I do fantasize that the juries will notice a terrific book from a writer of colour that is original and important. I got my hopes up when Lawrence Hill’s The Book Of Negroes made the Giller long list. Finally, I thought, the jury’s considering all the factors that should go into a decision to honour a literary work. But he didn’t make the cut, eclipsed by shortlisters Elizabeth Hay, Michael Ondaatje, Daniel Poliquin, M.G. Vassanji and Alissa York.

Hill’s book traces the odyssey of Aminata, a young African girl plucked out of her village at the age of 11 and shipped to America to become a slave, then to Nova Scotia, then back to Africa via Sierra Leone. (See my review here. It is a powerful story, written superbly, that – and here’s the thing – messes with our assumptions of our moral superiority with regard to the slavery issue.

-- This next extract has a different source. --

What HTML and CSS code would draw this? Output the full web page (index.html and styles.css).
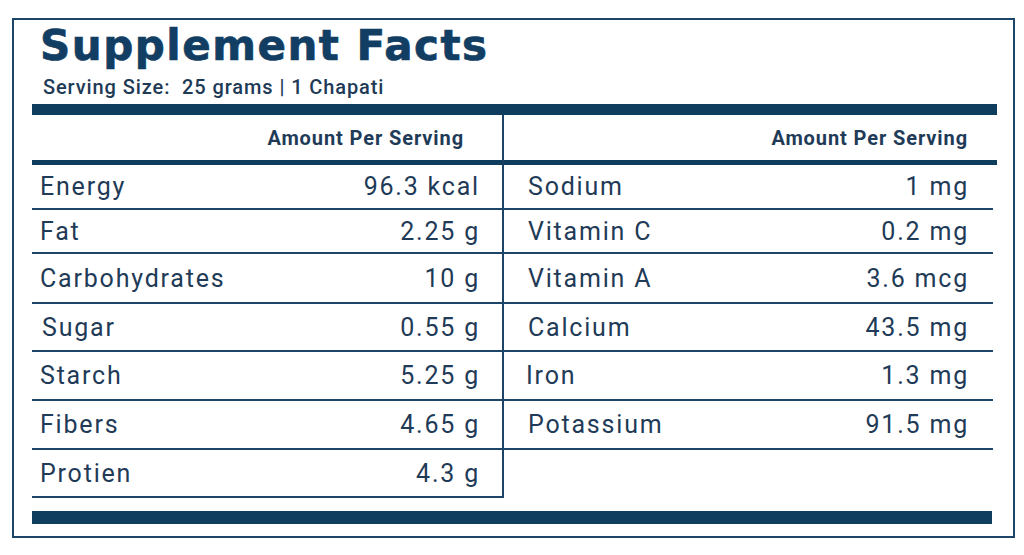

We think of Canada as a haven for slaves who escaped here via the Underground Railroad. The truth is, slaves were lured to Nova Scotia by promises of freedom and betrayed there, sparking the first race riot in North America. Did you know that? Bet you didn’t.

Hill did some dauntingly deep research to get this story and dug into previously buried tales of the slavery experience. His account of life in the bowels of the slave ships is devastatingly detailed and Aminata’s work on an indigo farm is laced with specifics of how the plants were processed and prepared, thanks to the painstaking work of indentured slaves.

The Book Of Negroes has a powerful narrative arc and a terrific heroine – her midwife and reading skills save her neck a number of times – but what makes the book worthy is the way it makes all Canadians look back at our history with a different set of eyes. It’s a book that changes you, a clear case of consciousness raising in all the best senses.

OK, so his last name isn’t Ondaatje, who’s Divisadero isn’t even one of his best releases.

Bit it should be on one of these lists.